Saliendo del contexto nacional, el contra proyecto que abraza el presidente es similar, de hecho se deriva, en términos filosóficos, de las guerras europeas que emergieron por la rebelión luterana. Europa se dividió entre la reforma (protestante) y la contra reforma (católica), un cisma que cimbró al mundo y del cual emergieron sendas, y muy contrastantes, visiones filosóficas. De la Francia católica y revolucionaria surgió la noción de que se puede destruir lo existente y construir de nuevo desde cero, visión que acabó con Robespierre en la guillotina. Esa misma perspectiva fue adoptada por los soviéticos para controlar centralmente a su sociedad, llevándola a concluir en el gulag. Innumerables gobiernos en el mundo, México incluido, pretendieron que es posible controlar todas las variables del funcionamiento económico sin riesgo alguno, llevando a las crisis sucesivas que vivimos hace algunas décadas.
La otra visión, emanada esencialmente de la Ilustración con figuras como Adam Smith y David Hume era más modesta en su visión y pretensiones. Su punto de partida era que el mundo es complejo y nadie puede controlarlo porque depende de numerosos factores, no todos conocidos, razón por la cual la función del gobierno es crear condiciones que hagan posible que los individuos, las familias y las empresas encuentren oportunidades y las exploten para beneficio suyo y, como consecuencia, de la colectividad.
El contraste entre las dos visiones es dramático: la primera lleva a constituir un gobierno agresivo e intrusivo, dedicado a centralizar el poder, controlar a la ciudadanía e imponer sus prejuicios y preferencias sobre cada uno de los integrantes de la sociedad.
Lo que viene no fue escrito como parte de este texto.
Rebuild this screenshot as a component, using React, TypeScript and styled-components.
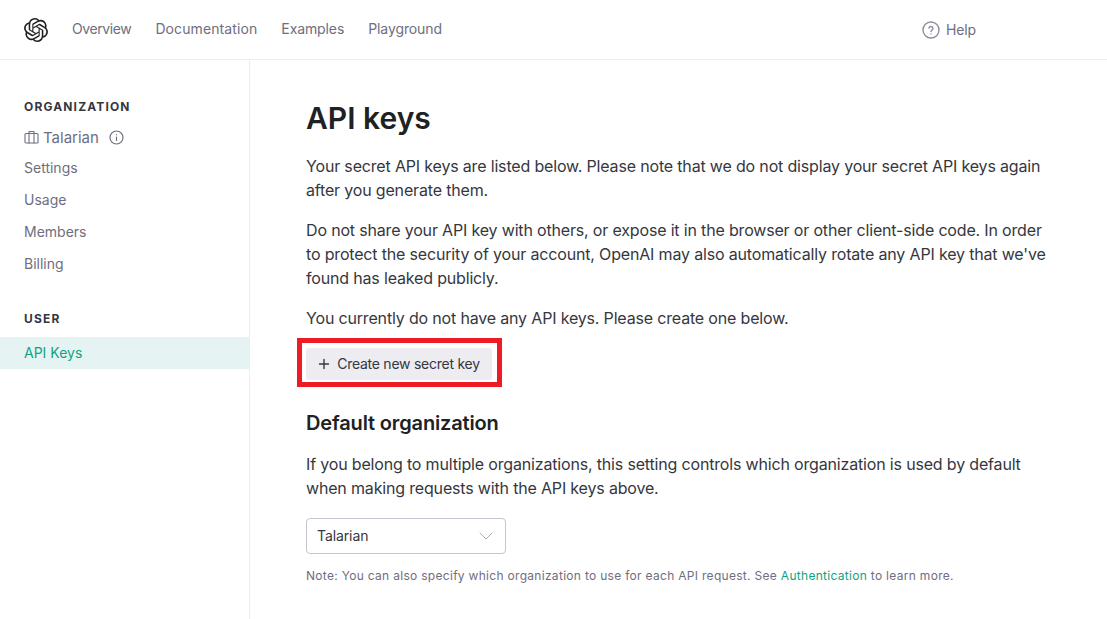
import React from "react";
import styled, { createGlobalStyle } from "styled-components";

const Global = createGlobalStyle`
  html, body { margin: 0; padding: 0; background: #fff; }
  body { font-family: Inter, "Noto Sans", sans-serif; color: #353740; }
`;

const Page = styled.div`
  height: 619px;
  overflow: hidden;
  display: flex;
  flex-direction: column;
`;

const Header = styled.header`
  height: 59px;
  flex: none;
  display: flex;
  align-items: center;
  border-bottom: 1px solid #ececf1;
  padding-left: 24px;
`;

const Logo = styled.svg`
  width: 24px;
  height: 24px;
  fill: #202123;
  margin-right: 24px;
`;

const NavList = styled.nav`
  display: flex;
  gap: 24px;
  margin-bottom: 2px;
`;

const NavLink = styled.span<{ $track?: number }>`
  font-size: 14px;
  line-height: 20px;
  letter-spacing: ${(p) => p.$track ?? -0.1}px;
  color: #6e6e80;
`;

const Help = styled.div`
  display: flex;
  align-items: center;
  gap: 6px;
  margin-left: 480px;
  font-size: 14px;
  letter-spacing: -0.15px;
  color: #6e6e80;
`;

const HelpIcon = styled.svg`
  fill: none;
  stroke: #8e8ea0;
  stroke-linecap: round;
  stroke-linejoin: round;
`;

const Body = styled.div`
  flex: 1;
  display: flex;
  min-height: 0;
`;

const Sidebar = styled.aside`
  width: 249px;
  flex: none;
  border-right: 1px solid #ececf1;
  padding-top: 38px;
`;

const SectionTitle = styled.div<{ $gap?: number }>`
  font-size: 12px;
  line-height: 18px;
  font-weight: 700;
  letter-spacing: 1.15px;
  color: #353740;
  padding-left: 24px;
  margin-top: ${(p) => p.$gap ?? 0}px;
  margin-bottom: 9px;
`;

const OrgRow = styled.div`
  display: flex;
  align-items: center;
  height: 24px;
  margin: 1px 0 2px;
  padding-left: 24px;
  font-size: 15px;
  color: #6e6e80;
`;

const OrgName = styled.span`
  margin-left: 4px;
  margin-right: 10px;
`;

const SideItem = styled.div<{ $active?: boolean }>`
  box-sizing: border-box;
  height: 32px;
  display: flex;
  align-items: center;
  padding: 0 0 ${(p) => (p.$active ? 2 : 0)}px 24px;
  font-size: 14px;
  color: ${(p) => (p.$active ? "#10a37f" : "#6e6e80")};
  background: ${(p) => (p.$active ? "#e6f3f3" : "transparent")};
`;

const Main = styled.main`
  flex: 1;
  padding: 39px 0 0 56px;
`;

const Title = styled.h1`
  margin: 0 0 17px;
  font-size: 30px;
  line-height: 38px;
  font-weight: 600;
  color: #202123;
`;

const Para = styled.p`
  margin: 0 0 16px;
  width: 750px;
  font-size: 16px;
  line-height: 24px;
  letter-spacing: -0.17px;
  color: #353740;
`;

const Highlight = styled.div`
  width: fit-content;
  margin: -8px 0 0 -9px;
  padding: 5px 5px 2px 4px;
  border: 5px solid #ed1c24;
  display: flex;
`;

const CreateButton = styled.button`
  height: 32px;
  width: 186px;
  padding: 0 0 1px;
  border: 0;
  border-radius: 3px;
  background: #ececf1;
  color: #353740;
  font: 400 14px/20px Inter, sans-serif;
  letter-spacing: -0.25px;
  display: flex;
  align-items: center;
  justify-content: center;
  gap: 7px;
`;

const SubTitle = styled.h2`
  margin: 24px 0 17px;
  font-size: 20px;
  line-height: 24px;
  font-weight: 600;
  letter-spacing: -0.15px;
  color: #202123;
`;

const Select = styled.div`
  box-sizing: border-box;
  width: 200px;
  height: 36px;
  margin-top: 18px;
  border: 1px solid #c5c5d2;
  border-radius: 4px;
  display: flex;
  align-items: center;
  justify-content: space-between;
  padding: 0 12px 1px 10px;
  font-size: 14px;
  letter-spacing: -0.1px;
  color: #353740;
`;

const Note = styled.div`
  margin-top: 13px;
  font-size: 12px;
  line-height: 18px;
  letter-spacing: 0.3px;
  color: #6e6e80;
`;

const Accent = styled.span`
  color: #10a37f;
`;

const Icon = styled.svg`
  fill: none;
  stroke: currentColor;
  stroke-linecap: round;
  stroke-linejoin: round;
`;

const OPENAI =
  "M22.2819 9.8211a5.9847 5.9847 0 0 0-.5157-4.9108 6.0462 6.0462 0 0 0-6.5098-2.9A6.0651 6.0651 0 0 0 4.9807 4.1818a5.9847 5.9847 0 0 0-3.9977 2.9 6.0462 6.0462 0 0 0 .7427 7.0966 5.98 5.98 0 0 0 .511 4.9107 6.051 6.051 0 0 0 6.5146 2.9001A5.9847 5.9847 0 0 0 13.2599 24a6.0557 6.0557 0 0 0 5.7718-4.2058 5.9894 5.9894 0 0 0 3.9977-2.9001 6.0557 6.0557 0 0 0-.7475-7.0729zm-9.022 12.6081a4.4755 4.4755 0 0 1-2.8764-1.0408l.1419-.0804 4.7783-2.7582a.7948.7948 0 0 0 .3927-.6813v-6.7369l2.02 1.1686a.071.071 0 0 1 .038.052v5.5826a4.504 4.504 0 0 1-4.4945 4.4944zm-9.6607-4.1254a4.4708 4.4708 0 0 1-.5346-3.0137l.142.0852 4.783 2.7582a.7712.7712 0 0 0 .7806 0l5.8428-3.3685v2.3324a.0804.0804 0 0 1-.0332.0615L9.74 19.9502a4.4992 4.4992 0 0 1-6.1408-1.6464zM2.3408 7.8956a4.485 4.485 0 0 1 2.3655-1.9728V11.6a.7664.7664 0 0 0 .3879.6765l5.8144 3.3543-2.0201 1.1685a.0757.0757 0 0 1-.071 0l-4.8303-2.7865A4.504 4.504 0 0 1 2.3408 7.872zm16.5963 3.8558L13.1038 8.364 15.1192 7.2a.0757.0757 0 0 1 .071 0l4.8303 2.7913a4.4944 4.4944 0 0 1-.6765 8.1042v-5.6772a.79.79 0 0 0-.407-.667zm2.0107-3.0231l-.142-.0852-4.7735-2.7818a.7759.7759 0 0 0-.7854 0L9.409 9.2297V6.8974a.0662.0662 0 0 1 .0284-.0615l4.8303-2.7866a4.4992 4.4992 0 0 1 6.6802 4.66zM8.3065 12.863l-2.02-1.1638a.0804.0804 0 0 1-.038-.0567V6.0742a4.4992 4.4992 0 0 1 7.3757-3.4537l-.142.0805L8.704 5.459a.7948.7948 0 0 0-.3927.6813zm1.0976-2.3654l2.602-1.4998 2.6069 1.4998v2.9994l-2.5974 1.4997-2.6067-1.4997Z";

export default function App() {
  return (
    <Page>
      <Global />
      <Header>
        <Logo viewBox="0 0 24 24">
          <path d={OPENAI} />
        </Logo>
        <NavList>
          <NavLink $track={-0.4}>Overview</NavLink>
          <NavLink $track={0.1}>Documentation</NavLink>
          <NavLink>Examples</NavLink>
          <NavLink>Playground</NavLink>
        </NavList>
        <Help>
          <HelpIcon width="18" height="18" viewBox="0 0 18 18" strokeWidth="1.4">
            <circle cx="9" cy="9" r="8" />
            <path d="M6.9 7a2.1 2.1 0 0 1 4.1.6c0 1.4-2 1.7-2 2.9" />
            <path d="M9 13v.1" />
          </HelpIcon>
          Help
        </Help>
      </Header>
      <Body>
        <Sidebar>
          <SectionTitle>ORGANIZATION</SectionTitle>
          <OrgRow>
            <Icon width="15" height="14" viewBox="0 0 15 14" strokeWidth="1.1">
              <rect x="1" y="3.5" width="13" height="9.5" rx="1" />
              <path d="M5 13V1.5h5V13" />
            </Icon>
            <OrgName>Talarian</OrgName>
            <Icon width="15" height="15" viewBox="0 0 15 15" strokeWidth="1.2">
              <circle cx="7.5" cy="7.5" r="6.5" />
              <path d="M7.5 7v3.5M7.5 4.6v.1" />
            </Icon>
          </OrgRow>
          <SideItem>Settings</SideItem>
          <SideItem>Usage</SideItem>
          <SideItem>Members</SideItem>
          <SideItem>Billing</SideItem>
          <SectionTitle $gap={31}>USER</SectionTitle>
          <SideItem $active>API Keys</SideItem>
        </Sidebar>
        <Main>
          <Title>API keys</Title>
          <Para>
            Your secret API keys are listed below. Please note that we do not display your secret API keys again after you generate them.
          </Para>
          <Para>
            Do not share your API key with others, or expose it in the browser or other client-side code. In order to protect the security of your account, OpenAI may also automatically rotate any API key that we've found has leaked publicly.
          </Para>
          <Para>You currently do not have any API keys. Please create one below.</Para>
          <Highlight>
            <CreateButton>
              <Icon width="12" height="12" viewBox="0 0 12 12" strokeWidth="1.4">
                <path d="M6 1.5v9M1.5 6h9" />
              </Icon>
              Create new secret key
            </CreateButton>
          </Highlight>
          <SubTitle>Default organization</SubTitle>
          <Para>
            If you belong to multiple organizations, this setting controls which organization is used by default when making requests with the API keys above.
          </Para>
          <Select>
            Talarian
            <Icon width="14" height="8" viewBox="0 0 14 8" strokeWidth="1" color="#acacbe">
              <path d="M1 1l6 6 6-6" />
            </Icon>
          </Select>
          <Note>
            Note: You can also specify which organization to use for each API request. See <Accent>Authentication</Accent> to learn more.
          </Note>
        </Main>
      </Body>
    </Page>
  );
}
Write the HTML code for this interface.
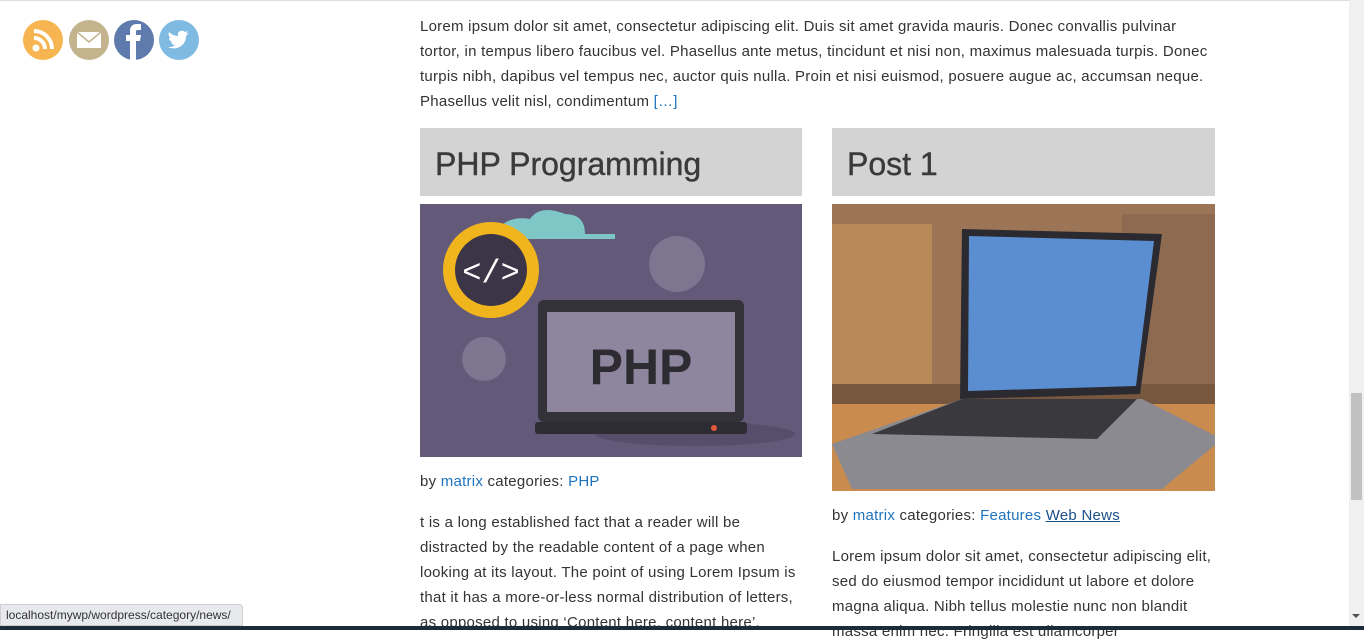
<!DOCTYPE html>
<html><head><meta charset="utf-8"><style>
*{margin:0;padding:0;box-sizing:border-box}
html,body{width:1364px;height:630px;overflow:hidden;background:#fff;font-family:"Liberation Sans",sans-serif;color:#333}
.top{position:absolute;left:0;top:0;width:1349px;height:1px;background:#ddd}
.p{font-size:15px;letter-spacing:0.25px;line-height:25px;color:#333;white-space:nowrap}
a{color:#1e73be;text-decoration:none}
.h{position:absolute;background:#d3d3d3;height:68px;font-size:32px;color:#3a3a3a;padding-left:15px;line-height:72px;-webkit-text-stroke:0.4px #3a3a3a}
.sb{position:absolute;right:0;top:0;width:15px;height:627px;background:#f0f0f0}
</style></head><body>
<div class="top"></div>
<svg style="position:absolute;left:23px;top:19px" width="178" height="42">
<circle cx="20" cy="21" r="20" fill="#f7b552"/><circle cx="13" cy="29" r="3.5" fill="#fff"/>
<path d="M11 19a11 11 0 0 1 11 11M11 12a18 18 0 0 1 18 18" stroke="#fff" stroke-width="4" fill="none"/>
<circle cx="66" cy="21" r="20" fill="#c3b48e"/><rect x="54" y="13" width="24" height="16" fill="#fff"/><path d="M54 13l12 10 12-10" stroke="#c3b48e" stroke-width="1.5" fill="none"/>
<circle cx="111" cy="21" r="20" fill="#5f7aad"/><path d="M107 41V22h-4v-6h4v-4c0-5 3-7 7-7h4v6h-3c-2 0-2 1-2 2v3h5l-1 6h-4v19z" fill="#fff"/>
<circle cx="156" cy="21" r="20" fill="#7fbae2"/><path d="M145 28c8 4 18-1 18-11l3-3-3 1 2-3-3 1c-3-3-8-1-7 4-4 0-7-2-9-4-1 3 0 5 2 6h-2c0 2 2 4 4 4h-2c1 2 2 3 4 3-2 2-4 2-7 2z" fill="#fff"/>
</svg>
<div class="p" style="position:absolute;left:420px;top:14px">Lorem ipsum dolor sit amet, consectetur adipiscing elit. Duis sit amet gravida mauris. Donec convallis pulvinar<br>tortor, in tempus libero faucibus vel. Phasellus ante metus, tincidunt et nisi non, maximus malesuada turpis. Donec<br>turpis nibh, dapibus vel tempus nec, auctor quis nulla. Proin et nisi euismod, posuere augue ac, accumsan neque.<br>Phasellus velit nisl, condimentum <a>[…]</a></div>
<div class="h" style="left:420px;top:128px;width:382px">PHP Programming</div>
<div class="h" style="left:832px;top:128px;width:383px">Post 1</div>
<svg style="position:absolute;left:420px;top:204px" width="382" height="253">
<rect width="382" height="253" fill="#625a78"/>
<ellipse cx="275" cy="230" rx="100" ry="12" fill="#564e6a"/>
<path d="M70 40q10-30 40-25 10-15 35-5 20 0 20 20h30v5H70z" fill="#7fc6c7"/>
<circle cx="71" cy="66" r="48" fill="#f0b41c"/><circle cx="71" cy="66" r="36" fill="#3c3548"/>
<text x="71" y="78" text-anchor="middle" font-size="32" fill="#fff" font-family="Liberation Mono">&lt;/&gt;</text>
<circle cx="257" cy="60" r="28" fill="#7d7690"/><circle cx="64" cy="155" r="22" fill="#7d7690"/>
<rect x="118" y="96" width="206" height="122" rx="6" fill="#333238"/>
<rect x="127" y="108" width="188" height="100" fill="#8e859f"/>
<text x="221" y="180" text-anchor="middle" font-size="50" font-weight="bold" fill="#2e2c33">PHP</text>
<rect x="115" y="218" width="212" height="12" rx="3" fill="#2e2c33"/><circle cx="294" cy="224" r="3" fill="#e05a3a"/>
</svg>
<svg style="position:absolute;left:832px;top:204px" width="383" height="287">
<defs><linearGradient id="g" x1="0" y1="0" x2="0" y2="1"><stop offset="0" stop-color="#8a6a4e"/><stop offset="1" stop-color="#6e4e37"/></linearGradient></defs>
<rect width="383" height="287" fill="url(#g)"/>
<rect x="0" y="0" width="383" height="180" fill="#9c7556"/>
<rect x="0" y="20" width="100" height="160" fill="#b88a57"/><rect x="290" y="10" width="93" height="170" fill="#8e6b50"/>
<path d="M0 200h383v87H0z" fill="#c98b4e"/>
<path d="M130 25l200 5-22 160-180 5z" fill="#2a2a30"/>
<path d="M137 32l185 5-18 145-168 5z" fill="#5b8ed0"/>
<path d="M0 240l130-45 180 0 80 40-60 50H20z" fill="#8a8a90"/>
<path d="M40 230l90-35 175 0-40 40z" fill="#3a3a3e"/>
</svg>
<div class="p" style="position:absolute;left:420px;top:469px">by <a>matrix</a> categories: <a>PHP</a></div>
<div class="p" style="position:absolute;left:832px;top:503px">by <a>matrix</a> categories: <a>Features</a> <a style="text-decoration:underline;color:#1a4f8a">Web News</a></div>
<div class="p" style="position:absolute;left:420px;top:510px">t is a long established fact that a reader will be<br>distracted by the readable content of a page when<br>looking at its layout. The point of using Lorem Ipsum is<br>that it has a more-or-less normal distribution of letters,<br>as opposed to using ‘Content here, content here’,</div>
<div class="p" style="position:absolute;left:832px;top:544px">Lorem ipsum dolor sit amet, consectetur adipiscing elit,<br>sed do eiusmod tempor incididunt ut labore et dolore<br>magna aliqua. Nibh tellus molestie nunc non blandit<br>massa enim nec. Fringilla est ullamcorper</div>
<div class="sb"><div style="position:absolute;left:2px;top:393px;width:11px;height:107px;background:#c1c1c1"></div><div style="position:absolute;left:3px;top:614px;border-left:4px solid transparent;border-right:4px solid transparent;border-top:4px solid #505050"></div></div>
<div style="position:absolute;left:0;top:626px;width:1364px;height:4px;background:#1c2b3a"></div>
<div style="position:absolute;left:0;top:604px;width:243px;height:22px;background:#e8e9ec;border:1px solid #d0d0d4;border-radius:0 4px 0 0;font-size:12px;line-height:20px;padding-left:5px;color:#333">localhost/mywp/wordpress/category/news/</div>
</body></html>
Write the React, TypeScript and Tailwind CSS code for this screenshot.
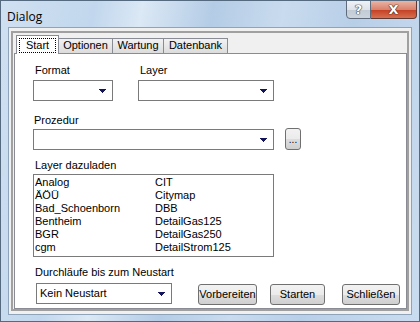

De ahí el empleo del conflicto y la confrontación como instrumentos para avanzar la causa.
La segunda visión es más modesta y choca directamente con la arrogancia de la primera porque coloca al individuo en la centralidad del desarrollo y rechaza cualquier pretensión de poder planear o manipular la historia.
Mientras más complejo se torna el mundo y la sociedad, proceso inevitable del desarrollo humano en general y económico en particular, menor viabilidad adquieren los sistemas centralizados porque sólo funcionan con niveles incrementales de represión y control. La URSS se colapsó porque no pudo lidiar con la complejidad, China es inviable sin sus cada vez más generalizados y sofisticados sistemas de control.
El proyecto del presidente López Obrador es extraordinariamente ambicioso porque trasciende las medidas tradicionales de gobierno. Su aspiración es la de cambiar al país e imponerle su filosofía y visión cultural: desde la cartilla moral hasta los abrazos con los narcos. Para lograrlo, es inexorable desmantelar toda fuente de resistencia u oposición, provenga ésta de un organismo gubernamental (eso de “autonomía” resulta ser redundante) o de una institución educativa. El cambio de cultura no se negocia, sino que se impone. El riesgo de una visión de esta naturaleza es que muy rápido se pasa de la “narrativa” a la confrontación y de ahí a la represión -o al colapso. Una vez iniciado, el proceso resulta incontenible.
Idi Amin, el brutal y despótico dictador que sumió a Uganda en la pobreza, corrupción y criminalidad, es famoso por su afirmación de que “hay libertad de expresión, pero no puedo garantizar la libertad después de la expresión.” Una frase que resume la visión concentradora del poder y que no está desligada -no se puede separar- de la concentración del poder y la pretensión de imponer una nueva cultura como si se estuviera refundando el país.